Provided material:

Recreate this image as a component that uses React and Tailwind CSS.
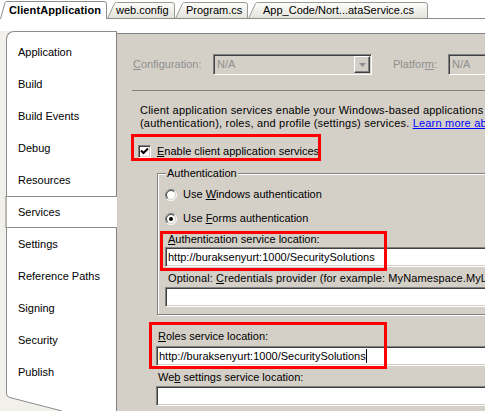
import React from "react";

const tabs = [
  { label: "ClientApplication", w: 107, cls: "w-[107px]", pl: "pl-[9px] pt-[1px] font-bold tracking-[0.1px]", active: true },
  { label: "web.config", w: 68, cls: "w-[68px]", pl: "pl-[9px] pt-[2px]" },
  { label: "Program.cs", w: 73, cls: "w-[73px]", pl: "pl-[11px] pt-[2px]" },
  { label: "App_Code/Nort...ataService.cs", w: 180, cls: "w-[180px]", pl: "pl-[15px] pt-[2px]" },
];

const navItems = [
  "Application",
  "Build",
  "Build Events",
  "Debug",
  "Resources",
  "Services",
  "Settings",
  "Reference Paths",
  "Signing",
  "Security",
  "Publish",
];

const Tab = ({ tab, i }) => {
  const w = tab.w;
  return (
    <div className={`relative h-[19px] shrink-0 ${tab.cls}`}>
      <svg className="absolute inset-0" width={w} height={19}>
        <defs>
          <linearGradient id={`tabfill${i}`} x1="0" y1="0" x2="0" y2="1">
            <stop offset="0" stopColor="#fdfdfb" />
            <stop offset="1" stopColor="#e3e2da" />
          </linearGradient>
        </defs>
        {tab.active ? (
          <path
            d={`M0.5,19 L5,2.5 Q5.5,1.5 7,1.5 L${w - 3},1.5 Q${w - 0.5},1.5 ${w - 0.5},4 L${w - 0.5},19`}
            fill="#fff"
            stroke="#8c8c8c"
          />
        ) : (
          <>
            <path
              d={`M0.5,18.5 L7.5,3.5 Q8,2.5 9.5,2.5 L${w - 3},2.5 Q${w - 0.5},2.5 ${w - 0.5},5 L${w - 0.5},18.5 Z`}
              fill={`url(#tabfill${i})`}
              stroke="#9a9a94"
            />
            <line x1="0" y1="18.5" x2={w} y2="18.5" stroke="#8c8c8c" />
          </>
        )}
      </svg>
      <span className={`relative flex h-full items-center whitespace-nowrap ${tab.pl}`}>{tab.label}</span>
    </div>
  );
};

const Sunken = ({ className = "", children }) => (
  <div
    className={`border border-t-[#808080] border-l-[#808080] border-b-white border-r-white shadow-[inset_1px_1px_0_#404040,inset_-1px_-1px_0_#d4d0c8] ${className}`}
  >
    {children}
  </div>
);

const Select = ({ className }) => (
  <Sunken className={`flex h-[21px] p-[1px] bg-[#d4d0c8] ${className}`}>
    <span className="flex-1 pl-[2px] leading-[17px] text-[#8f8f8f]">N/A</span>
    <div className="flex h-full w-[16px] items-center justify-center border border-t-white border-l-white border-r-[#404040] border-b-[#404040] bg-[#d4d0c8] shadow-[inset_-1px_-1px_0_#808080]">
      <svg width="7" height="4" viewBox="0 0 7 4">
        <path d="M0,0 L7,0 L3.5,4 Z" fill="#8f8f8f" />
      </svg>
    </div>
  </Sunken>
);

const Textbox = ({ className, value, cursor }) => (
  <Sunken className={`h-[20px] bg-white pl-[2px] ${className}`}>
    {value && (
      <span className="flex h-full items-center whitespace-nowrap">
        {value}
        {cursor && <span className="inline-block h-[14px] w-px bg-black" />}
      </span>
    )}
  </Sunken>
);

const Radio = ({ checked }) => (
  <svg width="12" height="12" viewBox="0 0 12 12" className="shrink-0">
    <circle cx="6" cy="6" r="5" fill="#fff" />
    <path d="M2.1,9.9 A5.5,5.5 0 0 1 9.9,2.1" stroke="#808080" fill="none" />
    <path d="M9.9,2.1 A5.5,5.5 0 0 1 2.1,9.9" stroke="#fff" fill="none" />
    <path d="M2.8,9.2 A4.5,4.5 0 0 1 9.2,2.8" stroke="#404040" fill="none" />
    <path d="M9.2,2.8 A4.5,4.5 0 0 1 2.8,9.2" stroke="#d4d0c8" fill="none" />
    {checked && <circle cx="6" cy="6" r="2" fill="#000" />}
  </svg>
);

const Checkbox = () => (
  <Sunken className="flex h-[13px] w-[13px] shrink-0 items-center justify-center bg-white">
    <svg width="9" height="9" viewBox="0 0 9 9">
      <path d="M1,3.5 L3.5,6 L8,1.5" stroke="#000" strokeWidth="2" fill="none" />
    </svg>
  </Sunken>
);

const Nav = () => (
  <div className="relative w-[117px] shrink-0 pt-[12px]">
    <div className="h-full bg-[#f1f0ea] pl-[6px]">
      <div className="flex h-full w-[111px] flex-col rounded-tl-[8px] border-t border-l border-[#8c8c8c] bg-white">
        <div className="h-[4px] border-r border-[#808080]" />
        {navItems.map((item) =>
          item === "Services" ? (
            <div
              key={item}
              className="-ml-[2px] flex h-[32px] items-center border-y border-l-2 border-[#8c8c8c] border-l-[#b9b8b0] bg-white pl-[11px]"
            >
              {item}
            </div>
          ) : (
            <div key={item} className="flex h-[32px] items-center border-r border-[#808080] pl-[11px]">
              {item}
            </div>
          )
        )}
        <div className="flex-1 border-r border-[#808080]" />
      </div>
    </div>
    <svg className="absolute left-0 top-[375px]" width="70" height="20">
      <path d="M0,0 L6.5,0 Q7,3 10,3.5 L62,17 L62,20 L0,20 Z" fill="#f1f0ea" />
      <path d="M6.5,0 Q7,3 10,3.5 L62,17" stroke="#8c8c8c" fill="none" />
    </svg>
  </div>
);

const Panel = () => (
  <div className="mt-[14px] flex-1 overflow-hidden border-t border-[#808080] bg-[#d4d0c8]">
    <div className="mt-[20px] flex h-[21px] items-center pl-[16px]">
      <span className="w-[80px] shrink-0 text-[#8f8f8f]">
        <span className="underline">C</span>onfiguration:
      </span>
      <Select className="w-[159px] shrink-0" />
      <span className="ml-[21px] w-[55px] shrink-0 text-[#8f8f8f]">
        Platfor<span className="underline">m</span>:
      </span>
      <Select className="w-[60px] shrink-0" />
    </div>

    <div className="ml-[15px] mt-[15px] h-px bg-[#808080]" />

    <div className="mt-[13px] whitespace-nowrap pl-[23px] tracking-[0.2px]">
      <div>Client application services enable your Windows-based applications to use the ASP.NET login</div>
      <div>
        (authentication), roles, and profile (settings) services.{" "}
        <span className="text-[#0000ff] underline">Learn more about client application services</span>
      </div>
    </div>

    <div className="ml-[21px] mt-[15px] flex h-[13px] items-center gap-[6px]">
      <Checkbox />
      <span className="whitespace-nowrap">
        <span className="underline">E</span>nable client application services
      </span>
    </div>

    <div className="relative ml-[40px] mt-[15px] w-[400px] border border-[#808080] pb-[7px] shadow-[inset_1px_1px_0_#fff,1px_1px_0_#fff]">
      <span className="absolute -top-[7px] left-[8px] bg-[#d4d0c8] px-[1px]">Authentication</span>
      <div className="mt-[14px] flex h-[13px] items-center gap-[6px] pl-[7px]">
        <Radio />
        <span>
          Use <span className="underline">W</span>indows authentication
        </span>
      </div>
      <div className="mt-[11px] flex h-[13px] items-center gap-[6px] pl-[7px]">
        <Radio checked />
        <span>
          Use <span className="underline">F</span>orms authentication
        </span>
      </div>
      <div className="mt-[8px] pl-[10px]">
        <span className="underline">A</span>uthentication service location:
      </div>
      <Textbox className="ml-[7px] mt-[1px]" value="http://buraksenyurt:1000/SecuritySolutions" />
      <div className="mt-[5px] whitespace-nowrap pl-[10px] tracking-[0.1px]">
        Optional: <span className="underline">C</span>redentials provider (for example: MyNamespace.MyLoginForm, MyAssembly):
      </div>
      <Textbox className="ml-[7px] mt-[2px]" />
    </div>

    <div className="ml-[41px] mt-[15px]">
      <span className="underline">R</span>oles service location:
    </div>
    <Textbox className="ml-[39px] mt-[3px] w-[340px]" value="http://buraksenyurt:1000/SecuritySolutions" cursor />
    <div className="ml-[41px] mt-[5px]">
      We<span className="underline">b</span> settings service location:
    </div>
    <Textbox className="ml-[39px] mt-[2px] w-[340px]" />
  </div>
);

export default function App() {
  return (
    <div className="relative h-[411px] w-[485px] overflow-hidden bg-white text-[11px] leading-[13px] text-black [font-family:'Liberation_Sans',Arial,sans-serif]">
      <div className="flex h-[19px]">
        {tabs.map((tab, i) => (
          <Tab key={tab.label} tab={tab} i={i} />
        ))}
        <div className="flex-1 border-b border-[#8c8c8c]" />
      </div>
      <div className="flex h-[392px]">
        <Nav />
        <Panel />
      </div>

      <div className="absolute left-[131px] top-[134px] h-[27px] w-[190px] border-[3px] border-[#ff0000]" />
      <div className="absolute left-[160px] top-[231px] h-[40px] w-[227px] border-[3px] border-[#ff0000]" />
      <div className="absolute left-[149px] top-[322px] h-[47px] w-[238px] border-[3px] border-[#ff0000]" />
    </div>
  );
}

Task instructions: Up to and including the line with "import React from", copy the data above from its first line. Skip pictures.

Result:
Recreate this image as a component that uses React and Tailwind CSS.
import React from "react";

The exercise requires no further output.